It was the case by then that my late noble kinsman had won the first by-election after Munich and therefore I had lived with a Member of Parliament in the Conservative interest for the previous seven years. We arrived late at the count in 1945 in Lewisham West, where my late noble kinsman was the Member of Parliament defending the seat. His seat had been announced. It is a seat which has generally gone with the Government of the country, a fact which was further proved by the late Chris Price, whom a number of people in your Lordships’ House will have been very fond of. He told me that he was absolutely sure that the reason why he was elected for Lewisham West as a Labour candidate was the coincidence that the Tory who had won the seat back in 1951 was a Mr Henry Price and that the people of Lewisham West assumed that Chris was his son.

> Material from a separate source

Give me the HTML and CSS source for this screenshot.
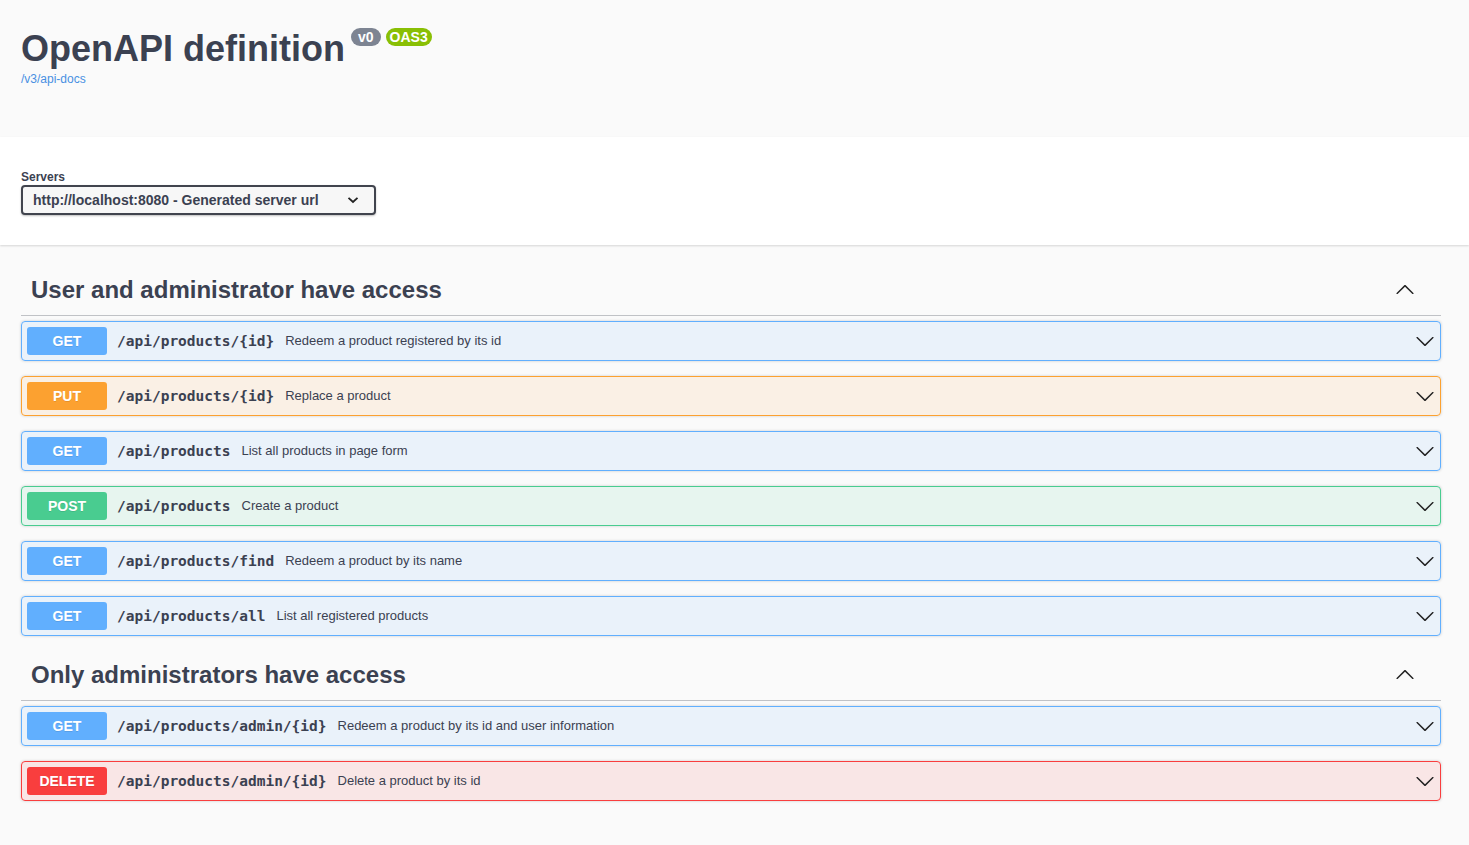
FILE: index.html
```html
<!DOCTYPE html>
<html lang="en">
<head>
<meta charset="utf-8">
<title>Swagger UI</title>
<link rel="stylesheet" href="styles.css">
</head>
<body>
<div class="info">
  <div class="wrapper">
    <div class="title-row">
      <h2 class="title">OpenAPI definition</h2>
      <span class="badge badge-version">v0</span>
      <span class="badge badge-oas">OAS3</span>
    </div>
    <a class="url" href="#">/v3/api-docs</a>
  </div>
</div>

<div class="scheme">
  <div class="wrapper">
    <div class="servers-title">Servers</div>
    <div class="select">
      <span>http://localhost:8080 - Generated server url</span>
      <svg class="select-arrow" width="12" height="8" viewBox="0 0 12 8"><path d="M1.5 1.8 L6 6 L10.5 1.8" fill="none" stroke="#222" stroke-width="1.8"/></svg>
    </div>
  </div>
</div>

<div class="wrapper">
  <section class="tag-section">
    <h3 class="tag">
      <span>User and administrator have access</span>
      <svg class="tag-arrow" width="20" height="20" viewBox="0 0 20 20"><path d="M17.418 14.908c.272.268.709.268.979 0s.271-.701 0-.969l-7.908-7.83c-.27-.268-.707-.268-.979 0l-7.908 7.83c-.27.268-.27.701 0 .969.271.268.709.268.979 0L10 7.767l7.418 7.141z" fill="#222"/></svg>
    </h3>
    <div class="op op-get"><span class="method">GET</span><span class="path">/api/products/{id}</span><span class="desc">Redeem a product registered by its id</span><svg class="op-arrow" width="20" height="20" viewBox="0 0 20 20"><path d="M17.418 6.109c.272-.268.709-.268.979 0s.271.701 0 .969l-7.908 7.83c-.27.268-.707.268-.979 0l-7.908-7.83c-.27-.268-.27-.701 0-.969.271-.268.709-.268.979 0L10 13.25l7.418-7.141z" fill="#222"/></svg></div>
    <div class="op op-put"><span class="method">PUT</span><span class="path">/api/products/{id}</span><span class="desc">Replace a product</span><svg class="op-arrow" width="20" height="20" viewBox="0 0 20 20"><path d="M17.418 6.109c.272-.268.709-.268.979 0s.271.701 0 .969l-7.908 7.83c-.27.268-.707.268-.979 0l-7.908-7.83c-.27-.268-.27-.701 0-.969.271-.268.709-.268.979 0L10 13.25l7.418-7.141z" fill="#222"/></svg></div>
    <div class="op op-get"><span class="method">GET</span><span class="path">/api/products</span><span class="desc">List all products in page form</span><svg class="op-arrow" width="20" height="20" viewBox="0 0 20 20"><path d="M17.418 6.109c.272-.268.709-.268.979 0s.271.701 0 .969l-7.908 7.83c-.27.268-.707.268-.979 0l-7.908-7.83c-.27-.268-.27-.701 0-.969.271-.268.709-.268.979 0L10 13.25l7.418-7.141z" fill="#222"/></svg></div>
    <div class="op op-post"><span class="method">POST</span><span class="path">/api/products</span><span class="desc">Create a product</span><svg class="op-arrow" width="20" height="20" viewBox="0 0 20 20"><path d="M17.418 6.109c.272-.268.709-.268.979 0s.271.701 0 .969l-7.908 7.83c-.27.268-.707.268-.979 0l-7.908-7.83c-.27-.268-.27-.701 0-.969.271-.268.709-.268.979 0L10 13.25l7.418-7.141z" fill="#222"/></svg></div>
    <div class="op op-get"><span class="method">GET</span><span class="path">/api/products/find</span><span class="desc">Redeem a product by its name</span><svg class="op-arrow" width="20" height="20" viewBox="0 0 20 20"><path d="M17.418 6.109c.272-.268.709-.268.979 0s.271.701 0 .969l-7.908 7.83c-.27.268-.707.268-.979 0l-7.908-7.83c-.27-.268-.27-.701 0-.969.271-.268.709-.268.979 0L10 13.25l7.418-7.141z" fill="#222"/></svg></div>
    <div class="op op-get"><span class="method">GET</span><span class="path">/api/products/all</span><span class="desc">List all registered products</span><svg class="op-arrow" width="20" height="20" viewBox="0 0 20 20"><path d="M17.418 6.109c.272-.268.709-.268.979 0s.271.701 0 .969l-7.908 7.83c-.27.268-.707.268-.979 0l-7.908-7.83c-.27-.268-.27-.701 0-.969.271-.268.709-.268.979 0L10 13.25l7.418-7.141z" fill="#222"/></svg></div>
  </section>

  <section class="tag-section">
    <h3 class="tag">
      <span>Only administrators have access</span>
      <svg class="tag-arrow" width="20" height="20" viewBox="0 0 20 20"><path d="M17.418 14.908c.272.268.709.268.979 0s.271-.701 0-.969l-7.908-7.83c-.27-.268-.707-.268-.979 0l-7.908 7.830c-.27.268-.27.701 0 .969.271.268.709.268.979 0L10 7.767l7.418 7.141z" fill="#222"/></svg>
    </h3>
    <div class="op op-get"><span class="method">GET</span><span class="path">/api/products/admin/{id}</span><span class="desc">Redeem a product by its id and user information</span><svg class="op-arrow" width="20" height="20" viewBox="0 0 20 20"><path d="M17.418 6.109c.272-.268.709-.268.979 0s.271.701 0 .969l-7.908 7.83c-.27.268-.707.268-.979 0l-7.908-7.83c-.27-.268-.27-.701 0-.969.271-.268.709-.268.979 0L10 13.25l7.418-7.141z" fill="#222"/></svg></div>
    <div class="op op-delete"><span class="method">DELETE</span><span class="path">/api/products/admin/{id}</span><span class="desc">Delete a product by its id</span><svg class="op-arrow" width="20" height="20" viewBox="0 0 20 20"><path d="M17.418 6.109c.272-.268.709-.268.979 0s.271.701 0 .969l-7.908 7.83c-.27.268-.707.268-.979 0l-7.908-7.83c-.27-.268-.27-.701 0-.969.271-.268.709-.268.979 0L10 13.25l7.418-7.141z" fill="#222"/></svg></div>
  </section>
</div>
</body>
</html>
```

FILE: styles.css
```css
html, body {
  margin: 0;
  padding: 0;
}
body {
  background: #fafafa;
  font-family: "Liberation Sans", Arial, sans-serif;
  color: #3b4151;
}
.wrapper {
  width: 1420px;
  margin: 0 0 0 21px;
}

/* info */
.info {
  padding: 28px 0 0;
  height: 109px;
  box-sizing: content-box;
}
.title-row {
  display: flex;
  align-items: flex-start;
}
.title {
  margin: 0;
  font-size: 36px;
  line-height: 42px;
  font-weight: 700;
  color: #3b4151;
}
.badge {
  display: inline-block;
  height: 18px;
  line-height: 18px;
  border-radius: 57px;
  color: #fff;
  font-size: 14px;
  font-weight: 700;
  box-sizing: border-box;
}
.badge-version {
  margin-left: 6px;
  padding: 0 7px;
  background: #7d8492;
}
.badge-oas {
  margin-left: 5px;
  padding: 0 4px;
  background: #89bf04;
}
.url {
  display: block;
  margin-top: 2px;
  font-size: 12px;
  line-height: 14px;
  color: #4990e2;
  text-decoration: none;
}

/* servers */
.scheme {
  background: #fff;
  box-shadow: 0 1px 2px 0 rgba(0, 0, 0, .15);
  padding: 30px 0;
  margin-bottom: 21px;
}
.servers-title {
  font-size: 12px;
  font-weight: 700;
  line-height: 16px;
  margin-top: 2px;
  color: #3b4151;
}
.select {
  width: 355px;
  height: 30px;
  box-sizing: border-box;
  border: 2px solid #41444e;
  border-radius: 4px;
  background: #f7f7f7;
  box-shadow: 0 1px 2px 0 rgba(0, 0, 0, .25);
  display: flex;
  align-items: center;
  justify-content: space-between;
  padding: 0 15px 0 10px;
  font-size: 14px;
  font-weight: 700;
  color: #3b4151;
}
.select-arrow {
  display: block;
}

/* tags */
.tag-section {
  display: flex;
  flex-direction: column;
}
.tag {
  margin: 0 0 5px;
  padding: 9px 26px 11px 10px;
  height: 29px;
  line-height: 29px;
  font-size: 24px;
  font-weight: 700;
  color: #3b4151;
  border-bottom: 1px solid rgba(59, 65, 81, .3);
  display: flex;
  align-items: center;
  justify-content: space-between;
}
.tag-arrow {
  display: block;
  margin-top: -2px;
}

/* operations */
.op {
  display: flex;
  align-items: center;
  height: 40px;
  box-sizing: border-box;
  padding: 5px;
  margin-bottom: 15px;
  border: 1px solid;
  border-radius: 4px;
  box-shadow: 0 0 3px rgba(0, 0, 0, .19);
}
.method {
  width: 80px;
  height: 28px;
  line-height: 28px;
  text-align: center;
  border-radius: 3px;
  color: #fff;
  font-size: 14px;
  font-weight: 700;
  text-shadow: 0 1px 0 rgba(0, 0, 0, .1);
  flex: none;
}
.path {
  padding: 0 11px 0 10px;
  font-family: "DejaVu Sans Mono", monospace;
  font-size: 14.5px;
  font-weight: 700;
  color: #3b4151;
}
.desc {
  font-size: 13px;
  line-height: 14px;
  margin-top: -1px;
  color: #3b4151;
  flex: 1;
}
.op-arrow {
  display: block;
  flex: none;
}

.op-get {
  background: rgba(97, 175, 254, .1);
  border-color: #61affe;
}
.op-get .method { background: #61affe; }
.op-put {
  background: rgba(252, 161, 48, .1);
  border-color: #fca130;
}
.op-put .method { background: #fca130; }
.op-post {
  background: rgba(73, 204, 144, .1);
  border-color: #49cc90;
}
.op-post .method { background: #49cc90; }
.op-delete {
  background: rgba(249, 62, 62, .1);
  border-color: #f93e3e;
}
.op-delete .method { background: #f93e3e; }
```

The thing that had the most powerful effect on me in the 1945 count occurred in Lewisham East, where Herbert Morrison retained the seat. The independent candidate—a man called Russell—had been put in prison by Morrison in 1941 and had remained there until 1945, when he was released and decided that he would get his revenge on the Home Secretary by standing against him. He got the best part of 1,000 votes and gave what was, without question, the longest speech of thanks to a returning officer that I have ever heard; Mr Russell spoke for 25 minutes, explaining why he disapproved of Mr Morrison.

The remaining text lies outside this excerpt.